Under the new rules is that you will know long before trial that your documentary evidence will be admissible, and you will not have to worry about whether the records custodian shows up in the right courtroom.  The best part of the new set of rules is that there is a provision for shifting the burden to the other party to object to the admissibility of such evidence before trial.  The lack of such an objection will constitute a waiver.
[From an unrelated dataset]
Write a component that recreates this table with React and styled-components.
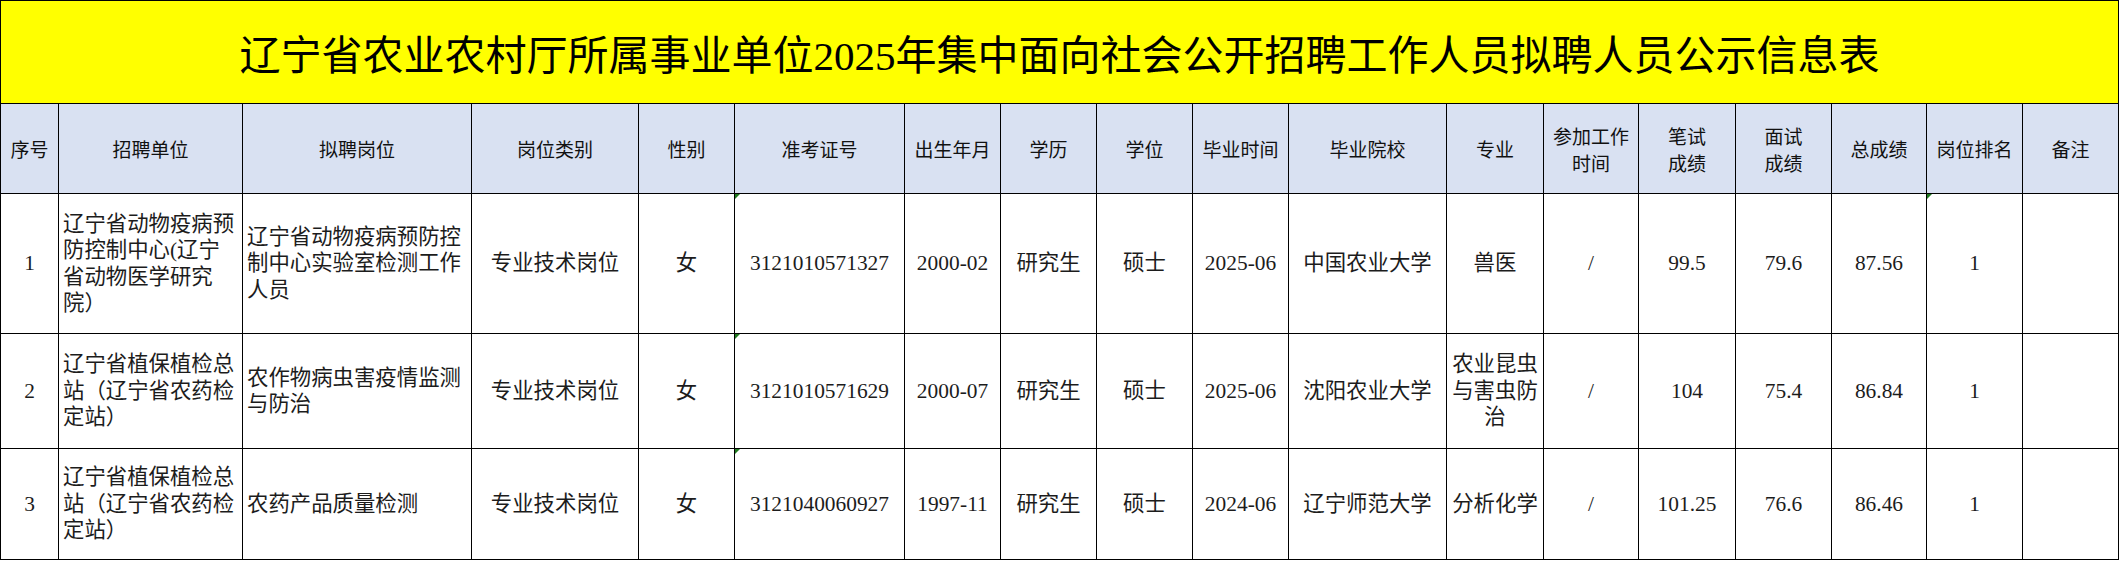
import React from "react";
import styled, { createGlobalStyle } from "styled-components";

const Global = createGlobalStyle`
  html, body { margin: 0; padding: 0; background: #ffffff; }
  #root { width: 2119px; }
`;

const Sheet = styled.table`
  width: 2119px;
  table-layout: fixed;
  border-collapse: collapse;
  border: 1px solid #000;
`;

const TitleRow = styled.tr`
  height: 103px;
`;

const TitleCell = styled.th`
  background: #ffff00;
  border: 1px solid #000;
  padding: 0;
  text-align: center;
  vertical-align: middle;
  font-family: "Liberation Serif", "Noto Sans CJK SC", serif;
  font-size: 41px;
  font-weight: 400;
  color: #000;
  letter-spacing: 0;
`;

const HeadRow = styled.tr`
  height: 90px;
`;

const HeadCell = styled.th`
  background: #d9e1f2;
  border: 1px solid #000;
  padding: 0 2px;
  text-align: center;
  vertical-align: middle;
  font-family: "Noto Sans CJK SC", "Liberation Sans", sans-serif;
  font-size: 19px;
  font-weight: 400;
  line-height: 27px;
  color: #111;
  white-space: pre-line;
`;

const BodyRow = styled.tr`
  height: ${(p) => p.$h}px;
`;

const Cell = styled.td`
  position: relative;
  border: 1px solid #000;
  padding: 0 ${(p) => (p.$left ? "2px 0 4px" : "2px")};
  padding-left: ${(p) => (p.$left ? "4px" : "2px")};
  text-align: ${(p) => (p.$left ? "left" : "center")};
  vertical-align: middle;
  font-family: "Liberation Serif", "Noto Sans CJK SC", serif;
  font-size: 21.4px;
  font-weight: 400;
  line-height: 26.5px;
  color: #1c1c1c;
  white-space: pre-line;
  overflow: hidden;

  &::before {
    content: "";
    display: ${(p) => (p.$flag ? "block" : "none")};
    position: absolute;
    left: 0;
    top: 0;
    width: 0;
    height: 0;
    border-top: 5px solid #1f7a1f;
    border-right: 5px solid transparent;
  }
`;

const widths = [58, 184, 229, 167, 96, 170, 96, 96, 96, 96, 158, 97, 95, 97, 96, 95, 96, 96];

const headers = [
  "序号", "招聘单位", "拟聘岗位", "岗位类别", "性别", "准考证号", "出生年月", "学历", "学位",
  "毕业时间", "毕业院校", "专业", "参加工作\n时间", "笔试\n成绩", "面试\n成绩", "总成绩", "岗位排名", "备注",
];

const rows = [
  {
    h: 140,
    flags: [5, 16],
    cells: [
      "1",
      "辽宁省动物疫病预\n防控制中心(辽宁\n省动物医学研究\n院）",
      "辽宁省动物疫病预防控\n制中心实验室检测工作\n人员",
      "专业技术岗位", "女", "3121010571327", "2000-02", "研究生", "硕士", "2025-06",
      "中国农业大学", "兽医", "/", "99.5", "79.6", "87.56", "1", "",
    ],
  },
  {
    h: 115,
    flags: [5],
    cells: [
      "2",
      "辽宁省植保植检总\n站（辽宁省农药检\n定站）",
      "农作物病虫害疫情监测\n与防治",
      "专业技术岗位", "女", "3121010571629", "2000-07", "研究生", "硕士", "2025-06",
      "沈阳农业大学", "农业昆虫\n与害虫防\n治", "/", "104", "75.4", "86.84", "1", "",
    ],
  },
  {
    h: 111,
    flags: [5],
    cells: [
      "3",
      "辽宁省植保植检总\n站（辽宁省农药检\n定站）",
      "农药产品质量检测",
      "专业技术岗位", "女", "3121040060927", "1997-11", "研究生", "硕士", "2024-06",
      "辽宁师范大学", "分析化学", "/", "101.25", "76.6", "86.46", "1", "",
    ],
  },
];

export default function App() {
  return (
    <>
      <Global />
      <Sheet>
        <colgroup>
          {widths.map((w, i) => (
            <col key={i} style={{ width: w }} />
          ))}
        </colgroup>
        <thead>
          <TitleRow>
            <TitleCell colSpan={18}>
              辽宁省农业农村厅所属事业单位2025年集中面向社会公开招聘工作人员拟聘人员公示信息表
            </TitleCell>
          </TitleRow>
          <HeadRow>
            {headers.map((h, i) => (
              <HeadCell key={i}>{h}</HeadCell>
            ))}
          </HeadRow>
        </thead>
        <tbody>
          {rows.map((r, ri) => (
            <BodyRow key={ri} $h={r.h}>
              {r.cells.map((c, ci) => (
                <Cell key={ci} $left={ci === 1 || ci === 2} $flag={r.flags.includes(ci)}>
                  {c}
                </Cell>
              ))}
            </BodyRow>
          ))}
        </tbody>
      </Sheet>
    </>
  );
}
Section 90.803(6)(c) describes the process of notifying the opposing side of your intent to introduce evidence authenticated by such a certification or declaration as follows:

(c) A party intending to offer evidence under paragraph (a) by means of a certification or declaration shall serve reasonable written notice of that intention upon every other party and shall make the evidence available for inspection sufficiently in advance of its offer in evidence to provide to any other party a fair opportunity to challenge the admissibility of the evidence.  If the evidence is maintained in a foreign country, the party intending to offer the evidence must provide written notice of that intention at the arraignment or as soon after the arraignment as is practicable or, in a civil case, 60 days before the trial.  A motion opposing the admissibility of such evidence must be made by the opposing party and determined by the court before trial.  A party’s failure to file such a motion before trial constitutes a waiver of objection to the evidence, but the court for good cause shown may grant relief from the waiver.

(Emphasis added).

It would be a good idea to develop a form certification to provide to non-parties you serve with subpoenas duces tecum, so that the records custodians provide the signed certifications when you get copies of the documents initially.  That will be easier than going back to the doctor’s office or other source of evidence later on and asking the records custodian to sign a certificate concerning documents which have long since left their offices.  Use this “TIP” in your next trial and get a great verdict!

CONCLUSION

          Some things get easier in trial practice, after all.  Put this one in your trial notebook and start spending more time working on the more significant aspects of proving your case to the jury.  Above all, whether things are going smoothly for you or the defense insists on continuing to make things as difficult as possible,

Keep Tryin’!

Roy #2



            1 © 2005 by Roy D. Wasson. This Trial Law TIP and all others by the author are copyrighted and intended for the private use only of paid subscribers to the Trial Lawyers E-Mail List.